Per far svoltare la nostra economia bisogna prima di tutto  aggredire e risolvere  questi problemi che sempre di più assillano ogni giorno la famiglia media italiana. Poi verranno i problemi della giustizia, anch’essi importanti ma che, rispetto a quelli che ho prima enunciati, appaiono secondari e così pure altre riforme, compresa quella delle pensioni che è certo urgente, anzi basilare ma che , per essere davvero attuata e non diventare fumo di Londra ha bisogno che nel paese si ricostituisca prima di tutto quel clima di fiducia e di consenso nelle istituzioni che oggi sembra essersi offuscato, anzi, direi, perso per strada.

Credo che l’accidentato  percorso che si tentò di seguire , all’inizio di questa legislatura, per la riforma dell’articolo 18 e che , pur producendo milioni e milioni di ore di sciopero, si è rivelato poi sostanzialmente inconcludente, dovrebbe aver insegnato a tutti, anche al governo,qualcosa.

Evitiamo di ripetere errori del genere e ricominciano a fare del dialogo sociale la struttura portante di ogni iniziativa che si intenderà intraprendere.

Cominciamo ad occuparci per prima cosa di quel che sta avvenendo nell’animo ma soprattutto nelle tasche degli italiani e poi sarà assai più facile risolvere tutto il resto.

E sono appuntamenti già in scadenza perché di questi problemi soprattutto dovrà occuparsi, a nostro giudizio, il documento di programmazione economica e finanziaria che il governo si accinge ad elaborare.

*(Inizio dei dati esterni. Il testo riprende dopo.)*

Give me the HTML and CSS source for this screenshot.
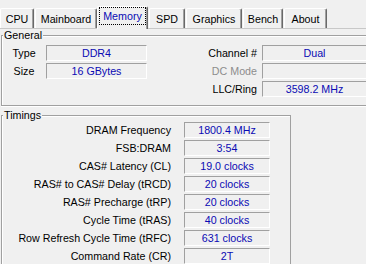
FILE: index.html
```html
<!DOCTYPE html>
<html lang="en">
    <head>
        <meta charset="UTF-8">
        <meta name="viewport" content="width=device-width, initial-scale=1.0">
        <title>CPU-Z Memory</title>
        <link rel="stylesheet" href="styles.css">
    </head>
    <body>
        <div class="window">
            <div class="tabs">
                <div class="tab tab-cpu">CPU</div>
                <div class="tab tab-board">Mainboard</div>
                <div class="tab tab-memory active"><span>Memory</span></div>
                <div class="tab tab-spd">SPD</div>
                <div class="tab tab-graphics">Graphics</div>
                <div class="tab tab-bench">Bench</div>
                <div class="tab tab-about">About</div>
            </div>
            <div class="panel">
                <div class="group general">
                    <div class="legend">General</div>
                    <div class="general-body">
                        <div class="col-left">
                            <div class="row"><span class="lbl">Type</span><span class="val">DDR4</span></div>
                            <div class="row"><span class="lbl">Size</span><span class="val">16 GBytes</span></div>
                        </div>
                        <div class="col-right">
                            <div class="row"><span class="lbl">Channel #</span><span class="val">Dual</span></div>
                            <div class="row"><span class="lbl disabled">DC Mode</span><span class="val"></span></div>
                            <div class="row"><span class="lbl">LLC/Ring</span><span class="val">3598.2 MHz</span></div>
                        </div>
                    </div>
                </div>
                <div class="group timings">
                    <div class="legend">Timings</div>
                    <div class="timing-list">
                        <div class="row"><span class="lbl">DRAM Frequency</span><span class="val">1800.4 MHz</span></div>
                        <div class="row"><span class="lbl">FSB:DRAM</span><span class="val">3:54</span></div>
                        <div class="row"><span class="lbl">CAS# Latency (CL)</span><span class="val">19.0 clocks</span></div>
                        <div class="row"><span class="lbl">RAS# to CAS# Delay (tRCD)</span><span class="val">20 clocks</span></div>
                        <div class="row"><span class="lbl">RAS# Precharge (tRP)</span><span class="val">20 clocks</span></div>
                        <div class="row"><span class="lbl">Cycle Time (tRAS)</span><span class="val">40 clocks</span></div>
                        <div class="row"><span class="lbl">Row Refresh Cycle Time (tRFC)</span><span class="val">631 clocks</span></div>
                        <div class="row"><span class="lbl">Command Rate (CR)</span><span class="val">2T</span></div>
                    </div>
                </div>
            </div>
        </div>
    </body>
</html>
```

FILE: styles.css
```css
html,
body {
    margin: 0;
    height: 264px;
    overflow: hidden;
    background-color: #f0f0f0;
}
body {
    font-family: "Liberation Sans", Arial, sans-serif;
    font-size: 10.7px;
    color: #000;
}
.window {
    width: 366px;
    height: 264px;
}

/* tab strip */
.tabs {
    display: flex;
    align-items: flex-end;
    height: 28px;
    position: relative;
    z-index: 1;
}
.tab {
    box-sizing: border-box;
    height: 20px;
    margin-right: 1px;
    display: flex;
    align-items: center;
    justify-content: center;
    background-color: #f0f0f0;
    border-top: 1px solid #fff;
    border-left: 1px solid #fff;
    border-right: 1px solid #696969;
    box-shadow: inset -1px 0 #a0a0a0;
    border-radius: 2px 2px 0 0;
    line-height: 14px;
}
.tab-cpu { width: 34px; }
.tab-board { width: 62px; margin-right: 0; }
.tab-memory { width: 51px; }
.tab-spd { width: 36px; }
.tab-graphics { width: 56px; }
.tab-bench { width: 40px; }
.tab-about { width: 43px; }
.tab.active {
    height: 23px;
    margin-bottom: -1px;
    align-items: flex-start;
    color: #0a0ab4;
}
.tab.active span {
    box-sizing: border-box;
    display: block;
    width: 47px;
    height: 18px;
    line-height: 16px;
    text-align: center;
    border: 1px dotted #000;
}

.panel {
    border-top: 1px solid #c8c8c8;
}

/* group boxes */
.group {
    box-sizing: border-box;
    border: 1px solid #a0a0a0;
    box-shadow: inset 1px 1px 0 #fff, 0 1px 0 #fff;
    margin-left: 1px;
}
.legend {
    width: fit-content;
    margin: -7px 0 0 1px;
    padding: 0 1px;
    line-height: 13px;
    background-color: #f0f0f0;
}
.row {
    display: flex;
    height: 16px;
    margin-bottom: 2px;
    line-height: 16px;
}
.val {
    box-sizing: border-box;
    height: 16px;
    line-height: 14px;
    text-align: center;
    color: #0a0ab4;
    border-top: 1px solid #a0a0a0;
    border-left: 1px solid #a0a0a0;
    border-bottom: 1px solid #fff;
    border-right: 1px solid #fff;
    white-space: nowrap;
}

.general {
    margin-top: 6px;
    padding-bottom: 6px;
    border-right: none;
}
.general-body {
    display: flex;
    margin-top: 3px;
}
.col-left .lbl {
    width: 44px;
    text-align: center;
}
.col-left .val {
    width: 101px;
}
.col-right {
    margin-left: 10px;
}
.col-right .lbl {
    width: 100px;
    margin-right: 5px;
    text-align: right;
}
.col-right .val {
    width: 104px;
    border-right: none;
}
.lbl.disabled {
    color: #8d8d8d;
}

.timings {
    width: 290px;
    height: 150px;
    margin-top: 9px;
    border-bottom: none;
}
.timing-list .lbl {
    width: 169px;
    margin-right: 13px;
    text-align: right;
    white-space: nowrap;
}
.timing-list .val {
    width: 86px;
}
.timing-list .row:last-child {
    margin-bottom: 0;
}
```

Diamo alle famiglie più certezze e si spianerà anche il discorso , anch’esso ineludibile, sulle riforme di sistema che questo paese deve realizzare. Cominciano a restituire alle famiglie il mal tolto e cioè dar loro, in primo luogo, una migliore e meno oppressiva giustizia fiscale e poi tutto risulterà più facile.

Perché dovrebbe essere ormai chiaro a tutti che , se non si procederà prima di tutto ad una riduzione della pressione fiscale, per le imprese come per le famiglie, questo paese è destinato a non andare più da nessuna parte.

Perché , diminuendo la produzione di ricchezza, diminuiranno le entrate dello Stato e quindi non si saprà dove trovare le risorse che oggi sono necessarie , da un lato, per la realizzazione delle infrastrutture necessarie oggi come il pane e, dall’altro, per ridare  a tutto il  sistema quella competitività che oggi sembra essersi persa per strada.